2) Deutscher tells an interesting story regarding Japan. As most cultures develop new concepts, they create new words, and over time those new words take on additional meetings. That happened in Japan. The word ao, for green, took on many unrelated meanings. Traffic lights appeared. A conflict arose between green as used in a stop light and green in all its other meanings. Deutscher wrote that rather than inventing a new word, the Japanese changed the color in the traffic light. He expressed the situation better than I have. "Nations with a weaker spine might have opted for the feeble solution of simply changing the official name on the green light to midori. Not so the Japanese. Rather than alter the name of the go light to live with that reality, the Japanese government decreed in 1973 that reality should be corresponding to the dominant meaning of ao. … The solution was thus to make the ao light as bluish as possible while still being sufficiently green…" (page 218)

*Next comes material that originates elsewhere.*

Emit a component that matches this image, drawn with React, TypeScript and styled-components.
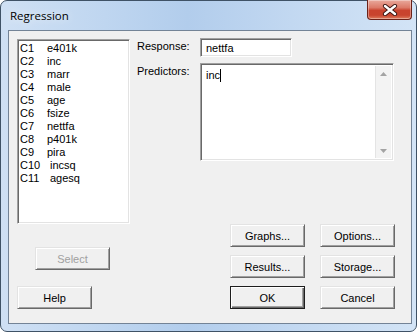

3) Late in the book, while explaining another theory Deutscher writes, "Their idea was simple, but like most other clever ideas, it appears simple only once someone has thought of it." (page 226) I'm sure the statement is true, but I can't think of any examples. Can you?

4) "The real effects of the mother tongue are … the habits that develop through the frequent use of certain ways of expression. The concepts we are trained to treat as distinct, the information our mother tongue continuously forces us to specify, the details it requires us to be attentive to, and the repeated associations imposed on us – all these habits of speech can create habits of mind that affect more than merely the knowledge of the language itself." (page 234) Actually, that's the book I wanted to read, but Deutscher downplays the level of linguistics who talk about the many words for snow in native Alaskan languages. His approach to linguistics is much, much deeper. Call me shallow, but I would have liked it a little less deep. (Pun intended.)



Currently reading: Best American Mystery Stories edited by Lee Child and Otto Penzler. AARGH!